Umso dreister sind dann die Worte vom IGBCE-Vorsitzenden Michael Vassiliadis. Zu dem Abschluss sagt er: „Dieser Abschluss hat Signalwirkung über die Branche hinaus. Beweist er doch, dass gut gemachte Tarifpolitik zentraler Baustein eines gesamtgesellschaftlichen Bollwerks gegen Inflation und Energiekrieg sein kann.“
Auch Chemie-Verhandlungsführer und stellvertretender IGBCE-Vorsitzender Ralf Sikorski sagt zu den Ergebnissen: „Wir haben […] Wort gehalten und eine intelligente Kombination aus schnell spürbarer Entlastung und nachhaltigem Lohnplus durchgesetzt.“ Weiter sagt er: „Die Menschen profitieren […] von der höchsten Tariferhöhung in der Chemie seit mehr als 30 Jahren.“

Dass gerade die Gewerkschaftsbürokratie, mit exorbitanten Gehältern, die Ergebnisse verteidigt, zeigt, wie weit sie von den Arbeiter:innen entfernt ist. Während viele Beschäftigte der Chemieindustrie nicht wissen, wie sie ihre Lebensmittel- und Energierechnungen bezahlen sollen, feiert die Gewerkschaftsbürokratie einen verhandelten Reallohnverlust.

Wir müssen den Gewerkschaften zeigen, dass wir Arbeiter:innen uns nicht verkaufen lassen. Erste Reaktionen von Beschäftigten auf Instagram zeigen schon einmal, dass nicht alle die Geschichte der IGBCE-Führung vom guten Abschluss glauben: „Das was zu befürchten war – 3000€ vom Staat werden als Vorwand genutzt, um keine hohen echten Entgelterhöhungen machen zu müssen.“ – „Dann noch für 20 Monate zugesagt, 20 Monate lang keine Verhandlungen mehr?!?! ich geh kaputt!!” – “warum gibts die 3,25% eigentlich nicht rückwirkend zum ausgelaufenen Tarifvertrag”. Natürlich sind das nur einzelne Meinung, es ist jedoch nur naheliegend, dass mehr Beschäftigte ähnliche Gedanken haben. Das Mindeste, was die IGBCE-Führung deshalb tun sollte, wäre ein demokratischer Mitgliederentscheid über das Ergebnis. Wenn das wirklich so gut ist, wie sie behaupten, müssen sie davor auch keine Angst haben. Das muss jedoch verbunden werden mit Versammlungen von Beschäftigten, auf denen diskutiert wird, ob das Ergebnis angenommen wird und ob im Falle einer Ablehnung gestreikt werden muss.
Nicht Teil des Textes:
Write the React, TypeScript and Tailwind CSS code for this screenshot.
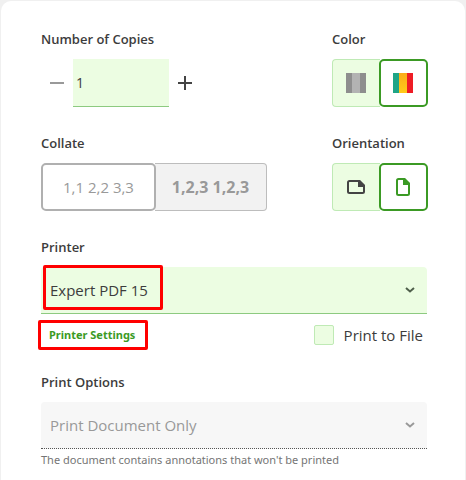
import { clsx } from "clsx"
import type { ReactNode } from "react"

const labelClass = "block text-[13px] leading-5 font-semibold text-[#3c3c3c]"

function Toggle({
  active,
  label,
  children,
}: {
  active?: boolean
  label: string
  children: ReactNode
}) {
  return (
    <button
      type="button"
      aria-label={label}
      aria-pressed={!!active}
      className={clsx(
        "flex h-12 items-center justify-center pr-0.5",
        active
          ? "z-10 -ml-px w-[49px] rounded-[5px] border-2 border-[#3b9a24] bg-white text-[#3b9a24]"
          : "w-12 rounded-l-[4px] border border-r-0 border-[#bfeab5] bg-[#ecfde2] text-[#444444]"
      )}
    >
      {children}
    </button>
  )
}

function Chevron({ className }: { className: string }) {
  return (
    <svg
      viewBox="0 0 10 6"
      className={clsx("pointer-events-none absolute top-5 right-3 h-[6px] w-[10px]", className)}
      fill="none"
      stroke="currentColor"
      strokeWidth="2"
    >
      <path d="M1 1l4 3.500 4-3.500" />
    </svg>
  )
}

function FileIcon() {
  return (
    <svg viewBox="0 0 14 18" className="h-[18px] w-[14px]">
      <path
        d="M2.500 1H8l5 5v9.500a1.500 1.500 0 0 1-1.500 1.500h-9A1.500 1.500 0 0 1 1 15.500v-13A1.500 1.500 0 0 1 2.500 1z"
        fill="none"
        stroke="currentColor"
        strokeWidth="2"
      />
      <path d="M7 0h2l5 5v2H7z" fill="currentColor" />
    </svg>
  )
}

function FileLandscapeIcon() {
  return (
    <svg viewBox="0 0 18 14" className="h-[14px] w-[18px]">
      <path
        d="M2.500 1H12l5 5v5.500a1.500 1.500 0 0 1-1.500 1.500h-13A1.500 1.500 0 0 1 1 11.500v-9A1.500 1.500 0 0 1 2.500 1z"
        fill="none"
        stroke="currentColor"
        strokeWidth="2"
      />
      <path d="M11 0h2l5 5v2h-7z" fill="currentColor" />
    </svg>
  )
}

export default function App() {
  return (
    <main className="flex min-h-screen bg-[#f0f0f0] px-px pt-px font-['Open_Sans','Noto_Sans',sans-serif]">
      <form className="flex-1 rounded-t-[10px] bg-white pt-7 pr-[37px] pl-10">
        <div className="flex justify-between">
          <div>
            <label htmlFor="copies" className={labelClass}>
              Number of Copies
            </label>
            <div className="mt-2.5 flex h-12">
              <button
                type="button"
                aria-label="Fewer copies"
                className="flex w-8 items-center justify-center text-[#999999]"
              >
                <svg viewBox="0 0 14 14" className="size-[14px]">
                  <path d="M0 6h14v2H0z" fill="currentColor" />
                </svg>
              </button>
              <input
                id="copies"
                type="text"
                inputMode="numeric"
                defaultValue="1"
                className="w-24 border-b border-[#8dca80] bg-[#ecfde2] px-[3px] text-sm text-[#3c3c3c] outline-none"
              />
              <button
                type="button"
                aria-label="More copies"
                className="flex w-8 items-center justify-center text-[#444444]"
              >
                <svg viewBox="0 0 14 14" className="size-[14px]">
                  <path d="M0 6h6V0h2v6h6v2H8v6H6V8H0z" fill="currentColor" />
                </svg>
              </button>
            </div>
          </div>

          <div role="group" aria-label="Color">
            <span className={labelClass}>Color</span>
            <div className="mt-2.5 flex">
              <Toggle label="Grayscale">
                <svg viewBox="0 0 20 20" className="size-5">
                  <path d="M0 0h6v20H0z" fill="#8e8e8e" />
                  <path d="M6 0h8v20H6z" fill="#b3b3b3" />
                  <path d="M14 0h6v20h-6z" fill="#8e8e8e" />
                </svg>
              </Toggle>
              <Toggle label="Color" active>
                <svg viewBox="0 0 20 20" className="size-5">
                  <defs>
                    <linearGradient id="amber" x1="0" y1="0" x2="0" y2="1">
                      <stop offset="0" stopColor="#fbab18" />
                      <stop offset="1" stopColor="#ffcb1a" />
                    </linearGradient>
                  </defs>
                  <path d="M0 0h6v20H0z" fill="#1fa587" />
                  <path d="M6 0h8v20H6z" fill="url(#amber)" />
                  <path d="M14 0h6v20h-6z" fill="#ee1c25" />
                </svg>
              </Toggle>
            </div>
          </div>
        </div>

        <div className="mt-[26px] flex justify-between">
          <div role="group" aria-label="Collate">
            <span className={labelClass}>Collate</span>
            <div className="mt-2.5 flex h-12 text-[#999999]">
              <button
                type="button"
                disabled
                className="z-10 w-[115px] rounded-[5px] border-2 border-[#b0b0b0] bg-white text-[15px]"
              >
                1,1 2,2 3,3
              </button>
              <button
                type="button"
                disabled
                className="-ml-px w-28 rounded-r-[4px] border border-l-0 border-[#bdbdbd] bg-[#f2f2f2] text-base font-bold"
              >
                1,2,3 1,2,3
              </button>
            </div>
          </div>

          <div role="group" aria-label="Orientation">
            <span className={labelClass}>Orientation</span>
            <div className="mt-2.5 flex">
              <Toggle label="Landscape">
                <FileLandscapeIcon />
              </Toggle>
              <Toggle label="Portrait" active>
                <FileIcon />
              </Toggle>
            </div>
          </div>
        </div>

        <div className="mt-[26px] mr-px">
          <label htmlFor="printer" className={labelClass}>
            Printer
          </label>
          <div className="relative mt-2.5">
            <select
              id="printer"
              className="block h-[47px] w-full appearance-none rounded-t-[4px] border-b border-[#8dca80] bg-[#ecfde2] px-[9px] text-[15px] text-[#3c3c3c] outline-none"
            >
              <option>Expert PDF 15</option>
            </select>
            <Chevron className="text-[#4f5f4b]" />
            <span className="pointer-events-none absolute -top-0.5 left-0.5 h-[45px] w-[120px] rounded-[2px] border-3 border-[#ff0000]" />
          </div>
        </div>

        <div className="mt-1.5 mr-px flex items-center justify-between">
          <a
            href="#printer"
            className="-ml-[3px] rounded-[2px] border-3 border-[#ff0000] py-0.5 pr-2.5 pl-2 font-['Noto_Sans',sans-serif] text-[11px] leading-5 font-bold text-[#3b9a24]"
          >
            Printer Settings
          </a>
          <label className="flex items-center gap-2.5 pr-1 text-[15px] leading-5 text-[#3c3c3c]">
            <input
              type="checkbox"
              className="size-5 appearance-none rounded-[2px] border border-[#bfeab5] bg-[#ecfde2]"
            />
            Print to File
          </label>
        </div>

        <div className="mt-[22px] mr-px">
          <label htmlFor="options" className={labelClass}>
            Print Options
          </label>
          <div className="relative mt-2.5">
            <select
              id="options"
              disabled
              aria-describedby="options-note"
              className="block h-[47px] w-full appearance-none rounded-t-[4px] border-b border-dotted border-[#555555] bg-[#f7f7f7] px-[9px] text-[15px] text-[#999999] opacity-100"
            >
              <option>Print Document Only</option>
            </select>
            <Chevron className="text-[#999999]" />
          </div>
          <p
            id="options-note"
            className="mt-px font-['Noto_Sans',sans-serif] text-[11px] leading-5 text-[#757575]"
          >
            The document contains annotations that won't be printed
          </p>
        </div>
      </form>
    </main>
  )
}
Was es braucht, sind kämpferische Gewerkschaften, die die Interessen der Arbeiter:innen durchsetzen und sich nicht auf halbgare Deals mit den Arbeitgeber:innen einlassen. Gewerkschaftsfunktionär:innen müssen jederzeit abwählbar und ihren Mitgliedern rechenschaftspflichtig sein und einen normalen Arbeiter:innenlohn verdienen. Tarifergebnisse wie dieses, dürfen wir nicht hinnehmen. Wir müssen in unseren Gewerkschaften und Betrieben Druck aufbauen und für unsere Interessen kämpfen. Für einen Inflationsausgleich und für bessere Arbeitsbedingungen.